D’autres entreprises n’hésitent pas à indexer une partie de la rémunération variable des cadres dirigeants sur des objectifs de mixité et à décliner ce principe à l’ensemble des managers. Assimilable à une soft-law, cette intégration de critère de mixité dans la rémunération semble être le meilleur moyen de faire en sorte que les collaborateurs s’investissent sur le sujet à leur niveau et à parvenir à terme à des résultats concrets.
Enfin, de plus en plus d’entreprises misent sur une certification ou labélisation par des organismes indépendants reconnus pour mettre en avant les résultats de leurs actions en matière d’égalité professionnelle.
Le Comité exécutif doit envoyer un message fort
En conclusion, si l’égalité professionnelle, pourtant encadrée depuis 1972, reste encore un sujet en 2021, c’est aussi que beaucoup se joue avant l’entrée dans le monde du travail, parfois dès l’enfance. Cela dépasse bien entendu le seul monde de l’entreprise. Pourtant, les entreprises ont véritablement un rôle à jouer pour changer les mentalités : avec les moyens d’actions qu’elles ont à leur disposition et grâce au message qu’elles peuvent envoyer via leur Comité exécutif.
Féminiser ses instances dirigeantes c’est en effet montrer qu’une femme peut gravir les échelons et bénéficier de la même égalité des chances qu’un homme. Et lorsque ces dirigeantes occupent une fonction stratégique ou opérationnelle, cela confirme qu’une femme peut faire carrière dans n’importe quelle profession ou secteur.
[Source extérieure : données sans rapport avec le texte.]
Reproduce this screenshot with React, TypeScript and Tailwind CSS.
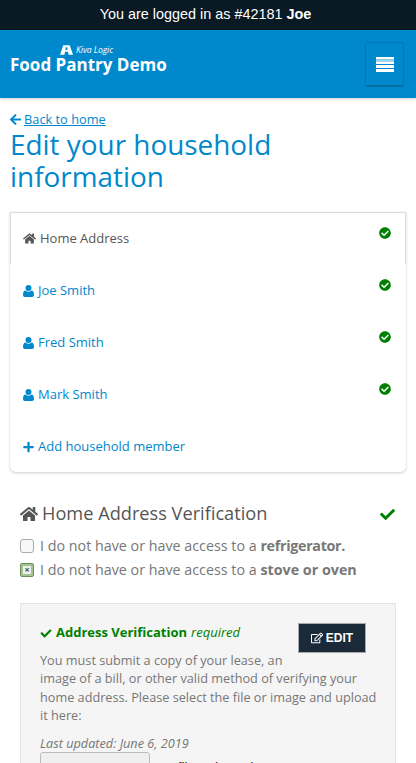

C’est en cela que la féminisation des instances dirigeantes permettra de briser les stéréotypes, et de réparer les déséquilibres passés : en suscitant des vocations, en donnant envie à de jeunes filles de s’orienter vers des choix d’études sans peur, car elles seront rassurées par le rôle qu’elles peuvent jouer dans tous les métiers, sans exception.